Task brief: The line holding "const MAROON = '#8b0f40';" is the last one to output; start at the first line of the data, keep every line in between exactly, and leave out pictures.
◆ ◆ ◆
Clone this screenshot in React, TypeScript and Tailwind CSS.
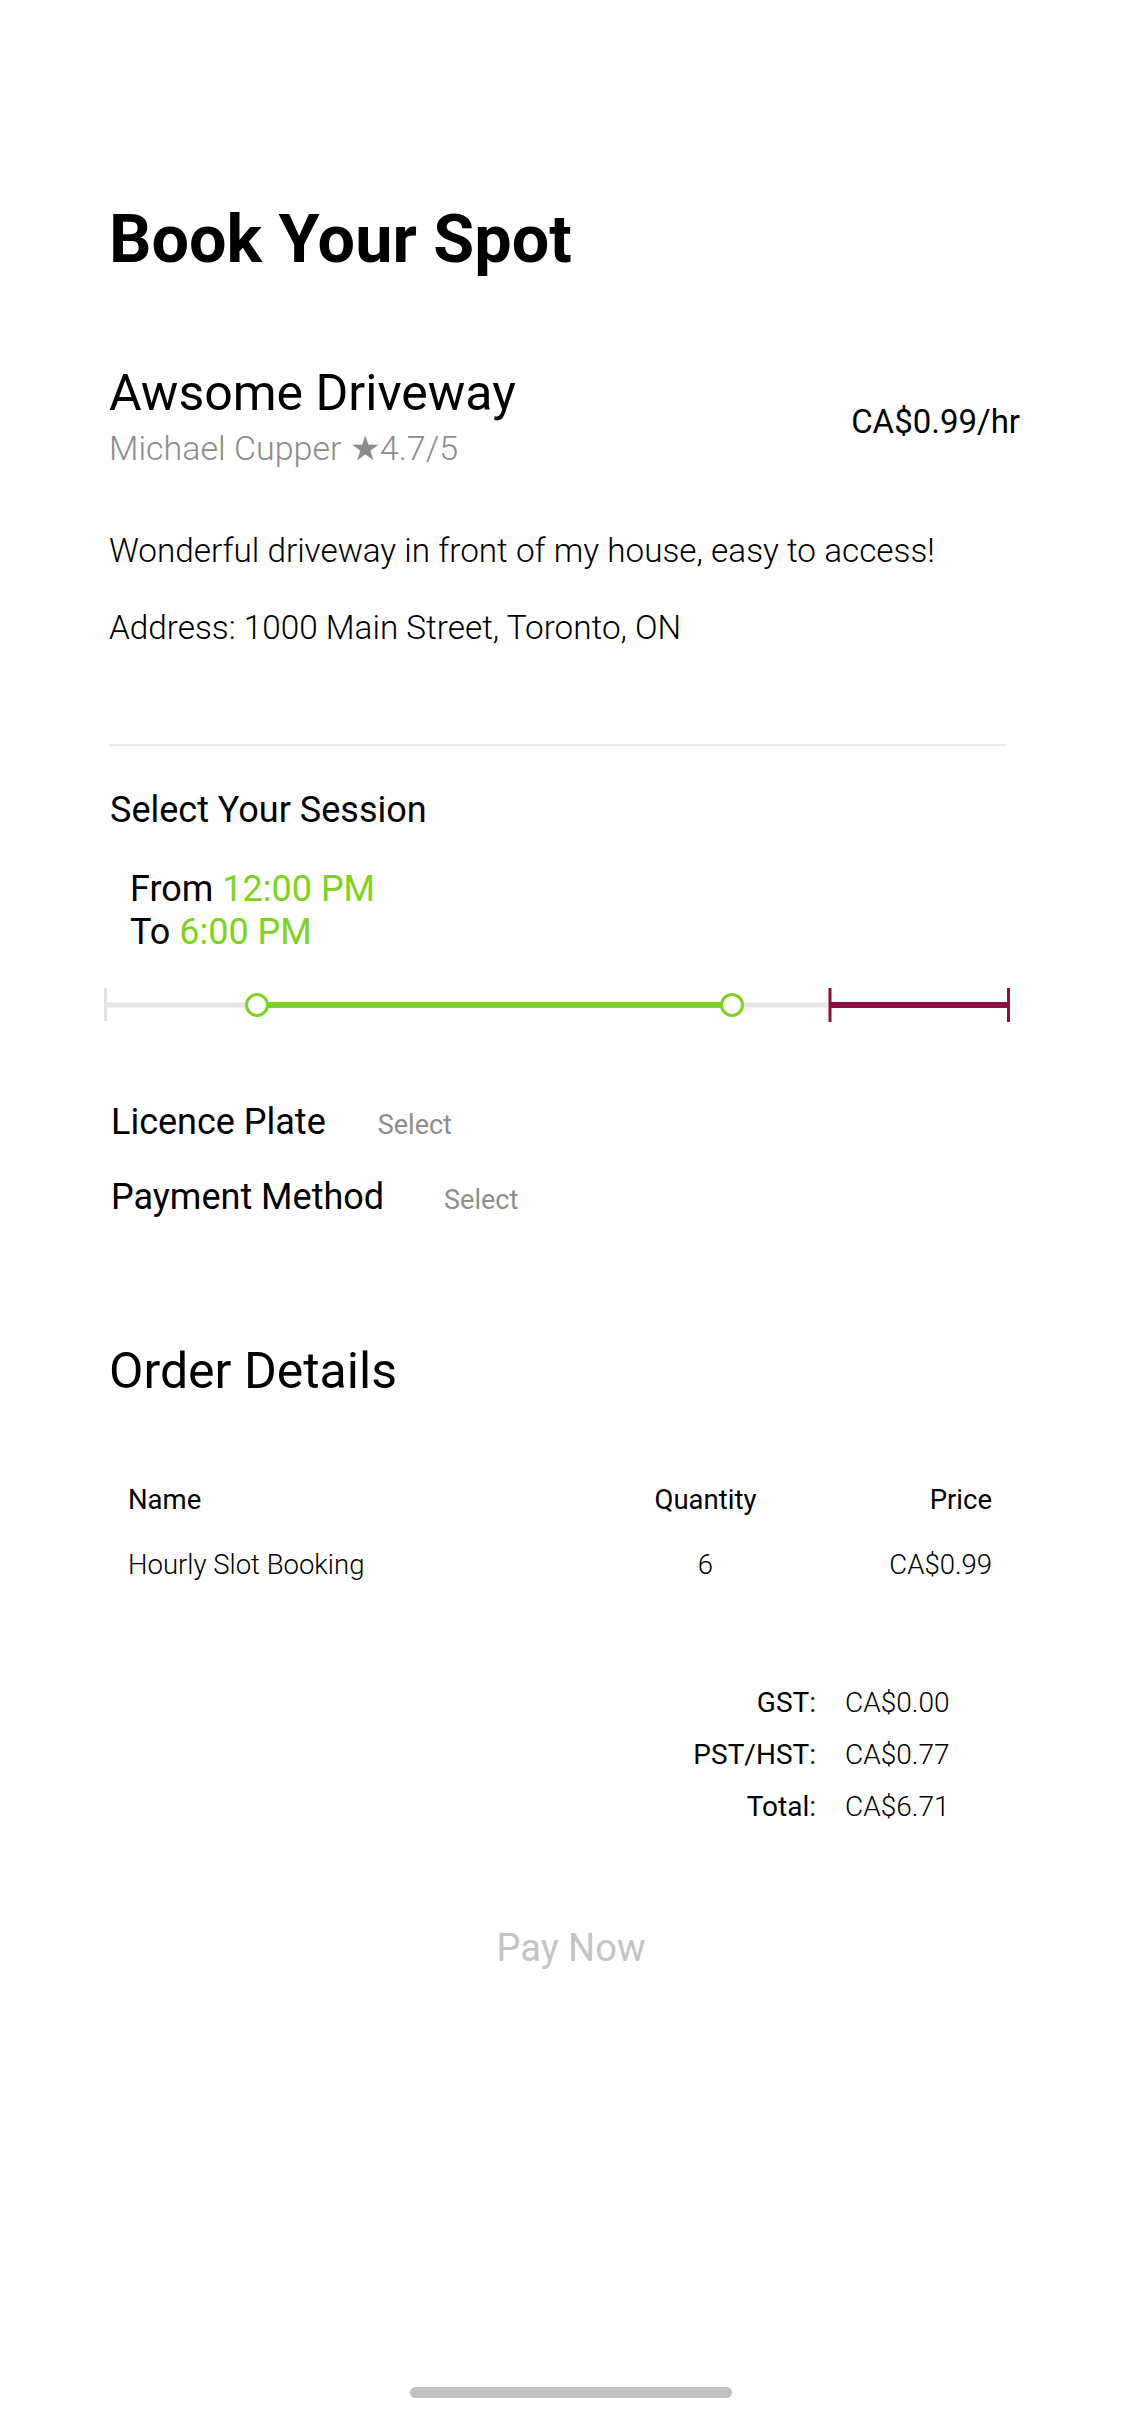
import React from 'react';

const GREEN = '#7ed321';
const MAROON = '#8b0f40';

/** Range slider drawn as svg: free gray track, chosen range in green, booked part in maroon. */
function SessionSlider() {
  return (
    <svg width={906} height={34} viewBox="0 0 906 34" className="-ml-[5px] block">
      <line x1={1.5} y1={0} x2={1.5} y2={33} stroke="#e2e2e2" strokeWidth={3} />
      <line x1={0} y1={17} x2={726} y2={17} stroke="#e6e6e6" strokeWidth={5} />
      <line x1={153} y1={17} x2={628} y2={17} stroke={GREEN} strokeWidth={6} />
      <line x1={726} y1={17} x2={904} y2={17} stroke={MAROON} strokeWidth={6} />
      <line x1={726} y1={0} x2={726} y2={34} stroke={MAROON} strokeWidth={3} />
      <line x1={904.5} y1={0} x2={904.5} y2={34} stroke={MAROON} strokeWidth={3} />
      <circle cx={153} cy={17} r={10.5} fill="#fff" stroke={GREEN} strokeWidth={3} />
      <circle cx={628} cy={17} r={10.5} fill="#fff" stroke={GREEN} strokeWidth={3} />
    </svg>
  );
}

export default function App() {
  return (
    <div className="flow-root min-h-[2409px] bg-white font-['Roboto','Liberation_Sans',sans-serif] text-black">
      <div className="pl-[109px] pr-[122px] pt-[206px]">
        <h1 className="text-[66.5px] font-bold leading-none">Book Your Spot</h1>

        <div className="mt-[95px] flex items-center justify-between">
          <div>
            <p className="text-[50px] leading-none">Awsome Driveway</p>
            <p className="mt-[13px] text-[34px] font-light leading-none text-[#8c8c8c]">
              Michael Cupper ★4.7/5
            </p>
          </div>
          <p className="mt-[11px] text-[33px] leading-none">CA$0.99/hr</p>
        </div>

        <p className="mt-[69px] text-[33.3px] font-light leading-none">
          Wonderful driveway in front of my house, easy to access!
        </p>
        <p className="mt-[44px] text-[33.3px] font-light leading-none">
          Address: 1000 Main Street, Toronto, ON
        </p>

        <div className="mt-[100px] mr-[13px] h-[2px] bg-[#ececec]" />

        <p className="mt-[46px] pl-[1px] text-[36px] leading-none">Select Your Session</p>

        <div className="mt-[43px] pl-[21px] text-[36px] leading-none">
          <p>
            From <span className="text-[#7ed321]">12:00 PM</span>
          </p>
          <p className="mt-[7px]">
            To <span className="text-[#7ed321]">6:00 PM</span>
          </p>
        </div>

        <div className="mt-[38px]">
          <SessionSlider />
        </div>

        <div className="mt-[82px] flex items-baseline gap-[52px] pl-[2px]">
          <span className="text-[36px] leading-none">Licence Plate</span>
          <span className="text-[27px] leading-none text-[#8e8e8e]">Select</span>
        </div>
        <div className="mt-[39px] flex items-baseline gap-[60px] pl-[2px]">
          <span className="text-[36px] leading-none">Payment Method</span>
          <span className="text-[27px] leading-none text-[#8e8e8e]">Select</span>
        </div>

        <h2 className="mt-[131px] text-[50px] leading-none">Order Details</h2>

        {/* tabla del pedido */}
        <div className="mt-[90px] ml-[19px] grid w-[864px] grid-cols-[526px_103px_235px] gap-y-[37px] text-[27.5px] leading-none">
          <span>Name</span>
          <span className="text-center">Quantity</span>
          <span className="text-right">Price</span>
          <span className="font-light">Hourly Slot Booking</span>
          <span className="text-center font-light">6</span>
          <span className="text-right font-light">CA$0.99</span>
        </div>

        <div className="mt-[111px] grid grid-cols-[707px_1fr] gap-x-[29px] gap-y-[24px] text-[28px] leading-none">
          <span className="text-right">GST:</span>
          <span className="font-light">CA$0.00</span>
          <span className="text-right">PST/HST:</span>
          <span className="font-light">CA$0.77</span>
          <span className="text-right">Total:</span>
          <span className="font-light">CA$6.71</span>
        </div>
      </div>

      <p className="mt-[108px] text-center text-[38px] leading-none text-[#c4c4c4]">Pay Now</p>

      <div className="mx-auto mt-[420px] h-[11px] w-[322px] rounded-full bg-[#c0c0c0]" />
    </div>
  );
}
◆ ◆ ◆
Solution to this task:
Clone this screenshot in React, TypeScript and Tailwind CSS.
import React from 'react';

const GREEN = '#7ed321';
const MAROON = '#8b0f40';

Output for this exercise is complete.